Testing the leap second code. Again.

Judging by the number of searches hitting my blog this last few weeks, some people seem to be concerned about the leap second event at the end of the month. The common search pattern is variations of “how do I test for leap second bug”.

The code in question has been given some scrutiny over recent weeks, and some fixes got merged..

fad0c66c4bb836d57a5f125ecd38bed653ca863a timekeeping: Fix CLOCK_MONOTONIC inconsistency during leapsecond
dd48d708ff3e917f6d6b6c2b696c3f18c019feed ntp: Correct TAI offset during leap second
6b43ae8a619d17c4935c3320d2ef9e92bdeed05d ntp: Fix leap-second hrtimer livelock

Just to put my mind at rest, I booted a kernel with this patch..

diff --git a/kernel/time/ntp.c b/kernel/time/ntp.c
index 70b33ab..5f4a1f0 100644
--- a/kernel/time/ntp.c
+++ b/kernel/time/ntp.c
@@ -396,6 +396,13 @@ int second_overflow(unsigned long secs)

spin_lock_irqsave(&ntp_lock, flags);

+ if (time_state == TIME_OK) {
+ if (secs % 86400 == 0) {
+ printk("Faking leap second.\n");
+ time_state = TIME_INS;
+ }
+ }
* Leap second processing. If in leap-insert state at the end of the
* day, the system clock is set back one second; if in leap-delete

Which futzes with the leap second state machine to make it think it’s Jun 31st, and it’s just been told to insert a leap second.
At midnight UTC, things were pretty boring..
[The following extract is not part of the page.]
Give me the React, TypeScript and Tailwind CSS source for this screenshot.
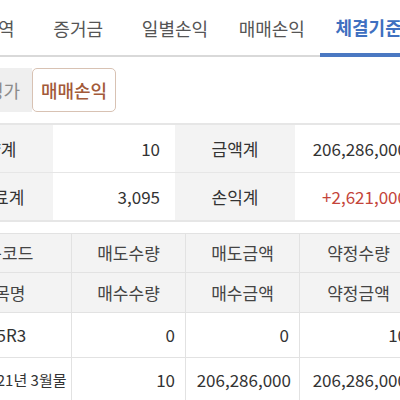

Jun 14 19:59:59 kernel: [68242.572516] Faking leap second.
Jun 14 19:59:59 kernel: [68242.573379] Clock: inserting leap second 23:59:60 UTC

And then things just kept running as normal. As they should. So hopefully, this time we’ll have an uneventful leap second, unlike the past few.
(as long as you’re running a recent-ish kernel that is).

Update: Richard Cochran has a test program here, which doesn’t involve hacking the kernel code.

Last post on leap seconds.

I thought I was done with this. Then, today I saw this. To the best of my knowledge, Fedora 8 didn’t suffer from the bug I originally described several posts ago. I think this one happening at nearly midnight UTC is coincidence.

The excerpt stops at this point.